Sendo eu, como confesso, um embirrante, quando não resisto digo: de me as moedas estragadas que tentarei arranjar! Se a pessoa à minha frente não ficar espumando pela boca, esclareço: É que esta é umas das frases em que aquilo que se diz não corresponde, literalmente, ao que se pretende dizer. Nesta ocasião a pergunta deveria ser: terá, por acaso, essas moedas para fechar a conta? Ou outra equivalente.

Retrocedendo na idade, mais uma vez, recordo que dei muitas gargalhadas quando via uma vinheta ilustrando um homem caído na rua e com um facalhão espetado no peito. Um passante perguntava-lhe, muito compungido: Isto dói-lhe? E o visado respondia, invariavelmente, “só quando rio”. E esta fraca anedota, gráfica, aparecia com frequência. A conhecia de cor. Mas mesmo assim reagia como se fosse a primeira vez.
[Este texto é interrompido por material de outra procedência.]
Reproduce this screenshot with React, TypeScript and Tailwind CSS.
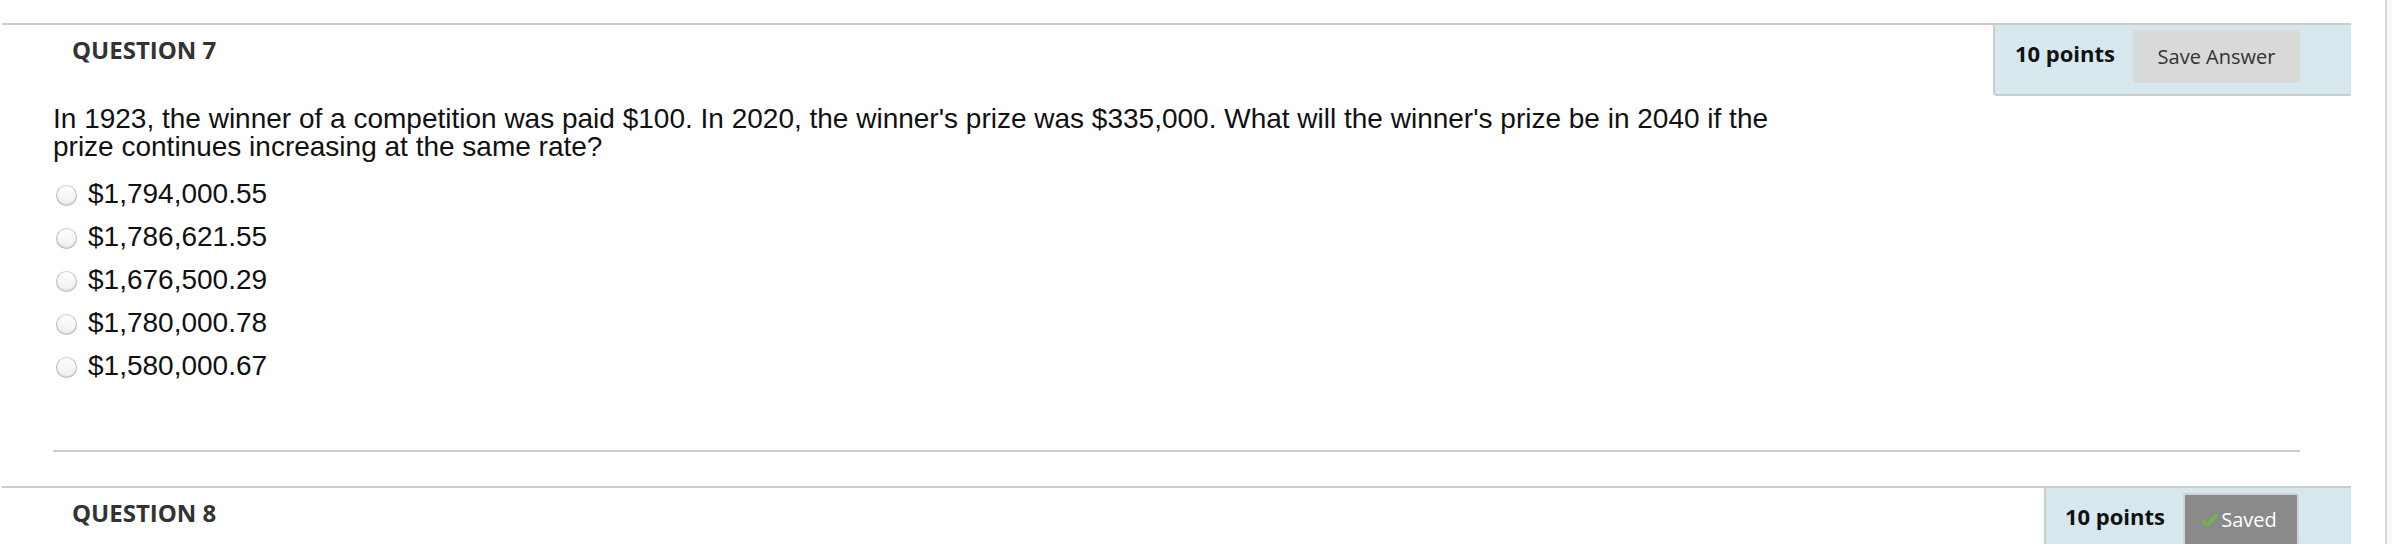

Dias atrás, andando confiado no piso que tinha pela frente, coisa que nem sempre podemos valorizar assim dadas as características da muito famosa e estimada calçada portuguesa, dei de pantanas no chão. Bati com a cabeça, com a testa propriamente dita, fazendo um barulho notável (dado que estava oca, não admira..) Prontamente surgiram seis ou mais pessoas, algumas com telemóveis prontas a tirar testemunhos gráficos, e perguntavam (em coro desafinado) dói muito? Por acaso não sangrava nem apresentava um "galo" e por isso limitei-me a responder, erguendo-me (com ajuda),NEM POR ISSO, SEMPRE TIVE A CABEÇA MUITO DURA... E é verdade!

E fui andando... como pertence responder e agir.

Saúde e boas castanhas, é o meu desejo.